After her wedding, she kept in touch with me which proved that we had something much more special than a business relationship. She would call me randomly to check on me and my weight loss journey, she would call and talk girl talk and even invited me on multiple vacations as we shared a love for cruising! Thinking back, I’m so sad that my schedule never allowed me to join because the last trip she invited me on which was to celebrate her birthday, was the last trip she took 🙁
Dominique and I grew so close over the years that when she passed, her family contacted me to do her makeup for her funeral. You see, I did her makeup for her bridals, her engagements, and her wedding and she would always say that I was the only person who she ever felt did it right, lol. Getting the news that she passed was hard enough, but then being asked to do something of this caliber was a huge struggle for me! I initially told the family that I was afraid, nervous, too overwhelmed with emotion to be able to complete such a task and that I couldn’t bring myself to do it. They understood, but a day later, asked me once more and told me how important it was to them. Without hesitation, I agreed to do it. I’ve NEVER done makeup on anyone who’d passed so I was extremely nervous that I would mess up or she wouldn’t look perfect and I would have to live with those thoughts the rest of my life. Ironically, the day I visited the funeral home, I had an unexplained peace in my heart. Seeing her for the first time, I was instantly overwhelmed with the realization that she was gone, but I was strong. One of her best friends joined me and for her, I felt I had to be the strongest in the room. They shared such a beautiful bond and I didn’t want my emotions to overwhelm her in anyway!
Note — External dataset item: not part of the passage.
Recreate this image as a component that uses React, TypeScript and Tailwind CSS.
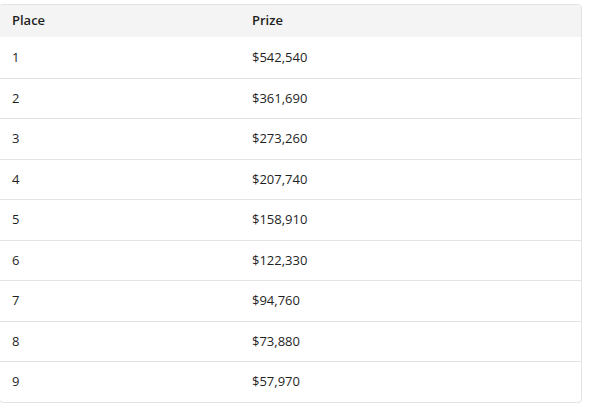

After a few minuets I composed myself and started working on my naturally beautiful canvas. I’ve never truly experienced nerves to a point where your palms get sweaty and your hands shake, but this day, I was introduced to this natural form of nervousness. It took me about 20mins-30mins and my hands were shaking the entire time, but when I stepped back to look at her, my heart melted! She looked like an angel, her radiant silky smooth skin was glowing and honestly, she looked like she was just resting.
When I made it back to my car, I burst into tears! The entire time, I was holding it in because I didn’t want to upset her best friend, but as soon as I was alone, it all came out. Ironically, it was a mixture of sadness and joy! I was sad that God called her home at such a young age, but I was full of joy that I was able to send her off in such a beautiful way. The mixture of emotions was confusing, but I was at peace and was so happy to be able to serve her family in this way.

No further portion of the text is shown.